Ask HN: Is anyone using a visual programming language? - paloaltokid
Lately I&#x27;ve become very interested in visual programming languages. Has anyone had any experience writing applications in a visual language? If so, what did you think of the experience? What different kinds of challenges come up?
======
PaulHoule
Scratch is 100% a success in the sense of being fun and educational.

Visual languages like LabView were a big deal in experimental physics when I
was a grad student in the 1990s. Many data analysts do work with tools like
KNIME and Alteryx and from time to time they've handed a model off to me which
I would package up so it could be built into a client or server application.

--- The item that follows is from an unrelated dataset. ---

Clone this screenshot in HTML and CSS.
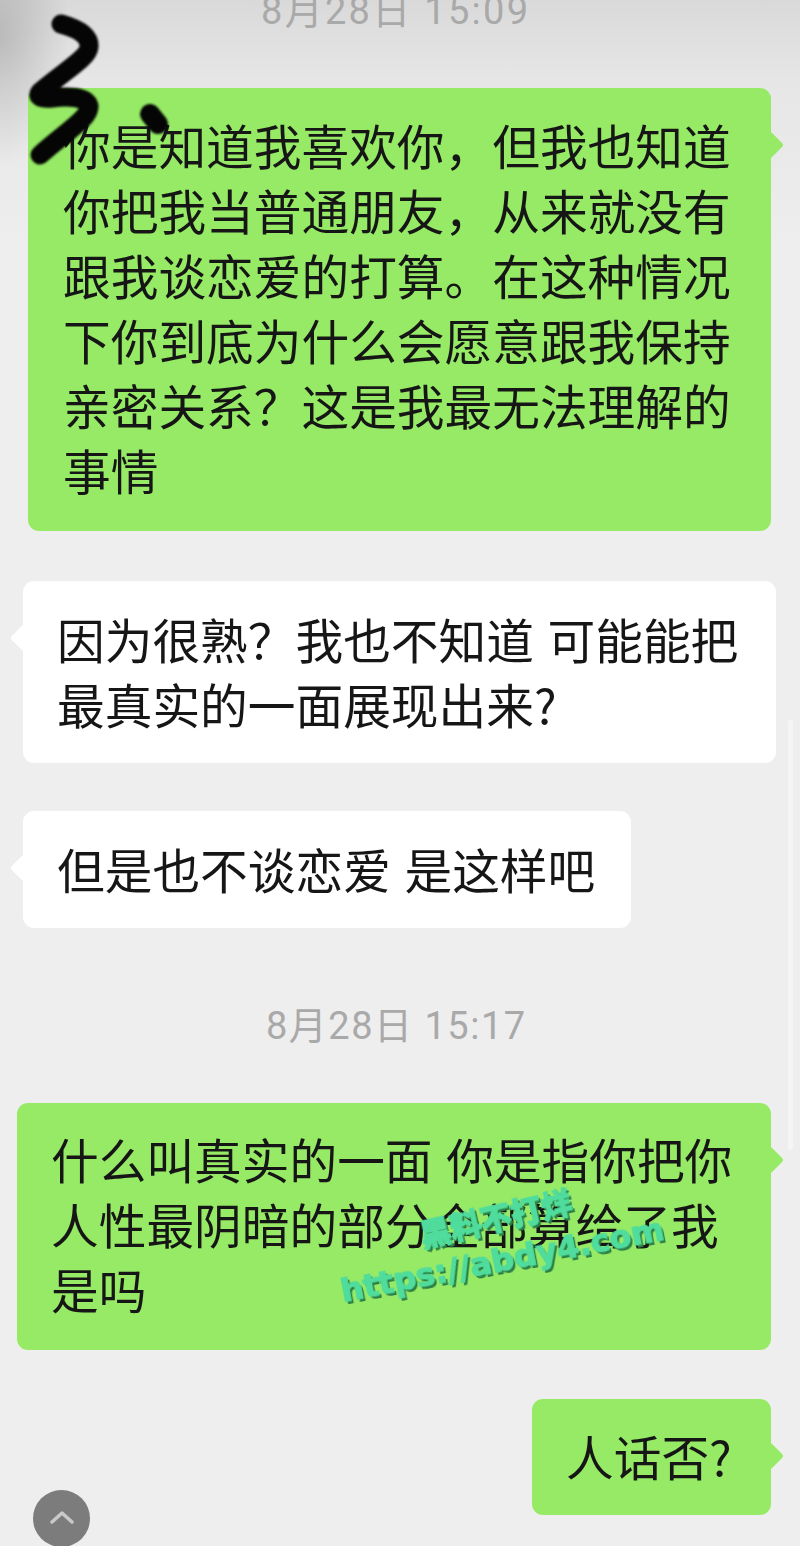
FILE: index.html
```html
<!DOCTYPE html>
<html lang="zh-CN">
<head>
  <meta charset="UTF-8">
  <meta name="viewport" content="width=device-width, initial-scale=1.0">
  <title>聊天记录</title>
  <link rel="stylesheet" href="styles.css">
</head>
<body>
  <div class="chat">
    <div class="time timeTop">8月28日 15:09</div>

    <div class="bubble green b1">
      你是知道我喜欢你，但我也知道<br>
      你把我当普通朋友，从来就没有<br>
      跟我谈恋爱的打算。在这种情况<br>
      下你到底为什么会愿意跟我保持<br>
      亲密关系？这是我最无法理解的<br>
      事情
    </div>

    <div class="bubble white b2">
      因为很熟？我也不知道 可能能把<br>
      最真实的一面展现出来?
    </div>

    <div class="bubble white b3">但是也不谈恋爱 是这样吧</div>

    <div class="time timeMid">8月28日 15:17</div>

    <div class="bubble green b4">
      什么叫真实的一面 你是指你把你<br>
      人性最阴暗的部分全部算给了我<br>
      是吗
    </div>

    <div class="bubble green b5">人话否?</div>
  </div>

  <div class="scrollBar"></div>

  <!-- marker scribble on top of the shot -->
  <svg class="scribble" width="180" height="180" viewBox="0 0 180 180">
    <path d="M61 24 C72 27 90 33 89 47 C88 58 66 70 40 92 C36 97 42 99 52 98 C66 96 86 96 89 106 C90 118 68 130 40 155" fill="none" stroke="#050505" stroke-width="19" stroke-linecap="round" stroke-linejoin="round"/>
    <path d="M150 114 L158 124" fill="none" stroke="#050505" stroke-width="20" stroke-linecap="round"/>
  </svg>

  <div class="mark markCn">黑料不打烊</div>
  <div class="mark markUrl">https://abdy4.com</div>

  <div class="upBtn">
    <svg width="24" height="14" viewBox="0 0 24 14">
      <path d="M2 12 L12 3 L22 12" fill="none" stroke="#c9c9c9" stroke-width="3.5" stroke-linecap="round" stroke-linejoin="round"/>
    </svg>
  </div>
</body>
</html>
```

FILE: styles.css
```css
html, body {
  margin: 0;
  padding: 0;
}
body {
  position: relative;
  width: 800px;
  height: 1546px;
  overflow: hidden;
  background-color: #eeeeee;
  background-image:
    radial-gradient(ellipse 70px 130px at 0 35px, rgba(150, 150, 150, 0.5), rgba(150, 150, 150, 0)),
    linear-gradient(#d9d9d9, #e6e6e6 80px, #eeeeee 250px);
  font-family: "Noto Sans CJK SC", "Liberation Sans", sans-serif;
}
.chat {
  display: flex;
  flex-direction: column;
  align-items: flex-start;
}
.time {
  align-self: flex-start;
  color: #a9a9a9;
  font-family: "Roboto", "Noto Sans CJK SC", sans-serif;
  font-size: 38px;
  line-height: 44px;
  white-space: nowrap;
  letter-spacing: 1.5px;
}
.timeTop {
  margin: -11px 0 55px 261px;
  letter-spacing: 2.3px;
}
.timeMid {
  margin: 76px 0 55px 266px;
}
.bubble {
  position: relative;
  box-sizing: border-box;
  border-radius: 11px;
  color: #161616;
  font-size: 47.7px;
  line-height: 65px;
  white-space: nowrap;
  word-spacing: 3px;
  filter: blur(0.4px);
}
.bubble::after {
  content: "";
  position: absolute;
  top: 47px;
  width: 20px;
  height: 20px;
  border-radius: 3px;
  transform: rotate(45deg);
}
.green {
  background: #96ea65;
}
.green::after {
  right: -9px;
  background: #96ea65;
}
.white {
  background: #ffffff;
}
.white::after {
  left: -9px;
  background: #ffffff;
}
.b1 {
  width: 743px;
  height: 443px;
  margin-left: 28px;
  padding: 24px 0 0 35px;
}
.b2 {
  width: 753px;
  height: 182px;
  margin: 50px 0 0 23px;
  padding: 25px 0 0 34px;
}
.b3 {
  width: 608px;
  height: 117px;
  margin: 48px 0 0 23px;
  padding: 25px 0 0 34px;
}
.b4 {
  width: 754px;
  height: 247px;
  margin-left: 17px;
  padding: 23px 0 0 34px;
}
.b5 {
  width: 239px;
  height: 116px;
  margin: 49px 0 0 532px;
  padding: 24px 0 0 34px;
}
.scrollBar {
  position: absolute;
  left: 788px;
  top: 720px;
  width: 5px;
  height: 430px;
  background: #f5f5f5;
  border-radius: 3px;
}
.scribble {
  position: absolute;
  left: 0;
  top: 0;
  filter: blur(0.8px);
}
.mark {
  position: absolute;
  color: #4fdc9c;
  font-weight: 900;
  white-space: nowrap;
  -webkit-text-stroke: 1.2px #4fdc9c;
  text-shadow: 2px 3px 0 #2c7f45;
  filter: blur(0.4px);
}
.markCn {
  left: 418px;
  top: 1197px;
  font-size: 31px;
  line-height: 40px;
  transform: rotate(-13deg);
}
.markUrl {
  left: 338px;
  top: 1240px;
  font-family: "DejaVu Sans", sans-serif;
  font-size: 32px;
  line-height: 40px;
  transform: rotate(-11deg);
}
.upBtn {
  position: absolute;
  left: 33px;
  top: 1490px;
  width: 57px;
  height: 57px;
  border-radius: 50%;
  background: #7c7c7c;
  display: flex;
  align-items: center;
  justify-content: center;
}
.upBtn svg {
  margin-bottom: 4px;
}
```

Way back in the day I worked for a web development shop that had a language
called Tango that would let you define the logic of a web application by
snapping blocks together, and then you edit web termplates in a side window.

Tango may have compared favorably with ColdFusion, plain PHP and other tools
from its time but it lacked the model-view-controller, model based kind of
thinking that came in with Ruby on Rails...

------
stray
That's a subject I find interesting. Successes are rare though.

LabView is nice. Yahoo pipes was pretty cool.

Neither is a general purpose programming language.

The Russian space agency had a visual programming language called Drakon --
obviously I never used it. Looks interesting.

I've been tinkering on my own for a while. It will also be unsuccessful more
than likely (but I don't care -- still interesting).